ANSWER: Well, it’s not my favorite idea just because you could end up with a loan. In business, one of the things we look at is return on investment. If I can go to one place for $34,000 a year, and I could go to another place for $7,000 a year, the question becomes am I going to get a five times better education — or is my income going to be five times greater — by going to the expensive school. I think most of us who have been walking around a while would say no.
Your income is not based on where you went to school, and it’s not even necessarily based on your grade point average. It’s based on your ability to take what you learned into the marketplace and kill something and drag it home — which has as much to do with your initiative, your perseverance, character qualities and integrity as where you went to school. So the great joke in America today is that where you go to school matters. We’re talking within reason, of course. Some places have better programs in certain areas than others. But is this particular college, which isn’t a prestige place, five times better than an in-state school there in Arkansas, like Arkansas State or the University of Arkansas? No, it’s not.

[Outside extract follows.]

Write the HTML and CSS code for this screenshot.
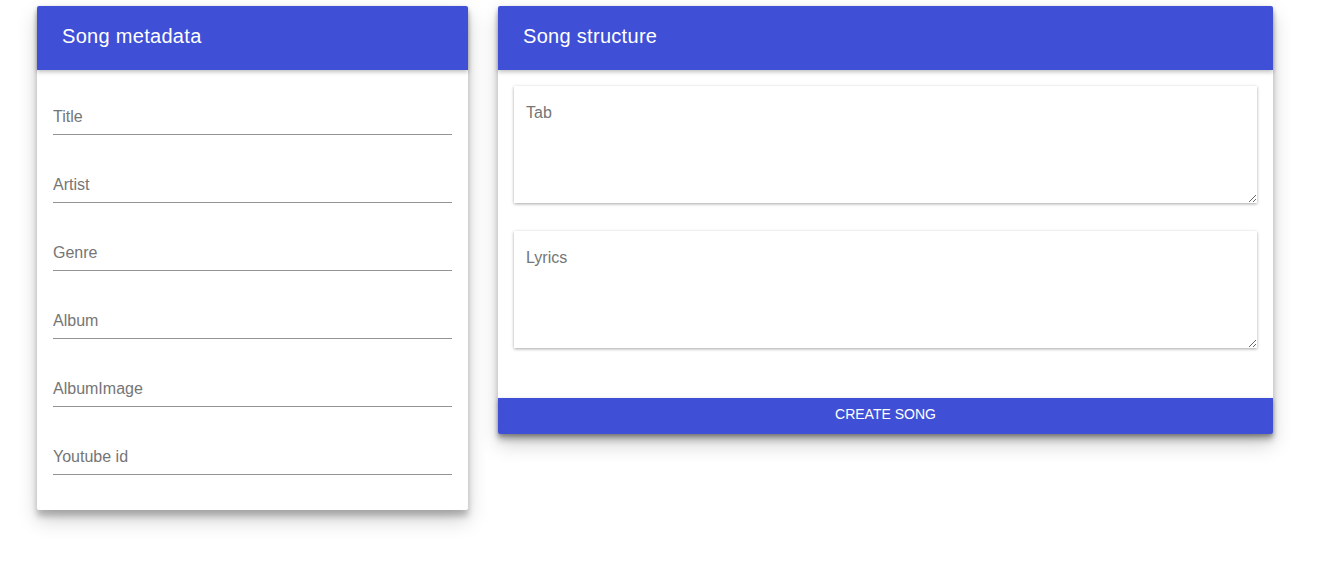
FILE: index.html
```html
<!DOCTYPE html>
<html>
<head>
<meta charset="utf-8">
<link rel="stylesheet" href="styles.css">
</head>
<body>
<div class="page">
  <section class="card card-meta">
    <header class="card-head">Song metadata</header>
    <div class="meta-body">
      <input class="field" type="text" placeholder="Title">
      <input class="field" type="text" placeholder="Artist">
      <input class="field" type="text" placeholder="Genre">
      <input class="field" type="text" placeholder="Album">
      <input class="field" type="text" placeholder="AlbumImage">
      <input class="field" type="text" placeholder="Youtube id">
    </div>
  </section>
  <section class="card card-structure">
    <header class="card-head">Song structure</header>
    <div class="structure-body">
      <textarea class="area" placeholder="Tab"></textarea>
      <textarea class="area" placeholder="Lyrics"></textarea>
    </div>
    <button class="create-btn" type="button">CREATE SONG</button>
  </section>
</div>
</body>
</html>
```

FILE: styles.css
```css
* { box-sizing: border-box; }
html, body { margin: 0; padding: 0; background: #fff; }
body { font-family: "Liberation Sans", Arial, sans-serif; }

.page {
  display: flex;
  align-items: flex-start;
  gap: 30px;
  padding: 6px 0 0 37px;
  min-height: 585px;
}

.card {
  background: #fff;
  border-radius: 2px;
  box-shadow: 0 10px 20px rgba(0,0,0,0.19), 0 6px 6px rgba(0,0,0,0.23);
  display: flex;
  flex-direction: column;
}
.card-meta { width: 431px; }
.card-structure { width: 775px; }

.card-head {
  height: 64px;
  background: #3f4fd6;
  color: #fff;
  font-size: 20px;
  letter-spacing: 0.3px;
  display: flex;
  align-items: center;
  padding: 0 0 3px 25px;
  border-radius: 2px 2px 0 0;
  box-shadow: 0 2px 4px rgba(0,0,0,0.25);
  position: relative;
  z-index: 1;
}

.meta-body {
  display: flex;
  flex-direction: column;
  gap: 38px;
  padding: 35px 16px;
}

.field {
  height: 30px;
  width: 100%;
  border: none;
  border-bottom: 1px solid #949494;
  padding: 0 0 6px 0;
  font-family: inherit;
  font-size: 16px;
  color: #333;
  outline: none;
  background: transparent;
}
.field::placeholder { color: #757575; }

.structure-body {
  display: flex;
  flex-direction: column;
  gap: 28px;
  padding: 16px 16px 50px;
}

.area {
  height: 117px;
  width: 100%;
  border: none;
  box-shadow: 0 1px 3px rgba(0,0,0,0.35);
  padding: 18px 12px;
  font-family: inherit;
  font-size: 16px;
  color: #333;
  outline: none;
  resize: vertical;
}
.area::placeholder { color: #757575; }

.create-btn {
  height: 36px;
  width: 100%;
  border: none;
  background: #3f4fd6;
  color: #fff;
  font-family: inherit;
  font-size: 14px;
  border-radius: 0 0 2px 2px;
  box-shadow: 0 2px 4px rgba(0,0,0,0.3);
  padding: 0 0 4px 0;
  cursor: pointer;
}
```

I don’t think you’re going to get a return on your investment overall in this picture, so you’re going to need a much more compelling reason to attend this school. Add to that this little student loan nuance, which is a small part of the equation—it doesn’t really move the needle. They’re not giving you enough “free money” to make this good.
The deal doesn’t work overall, and I’m not going to tell anyone to go into debt. And you could hypothetically end up in debt here. I want you to put more critical thought into the overall college choice.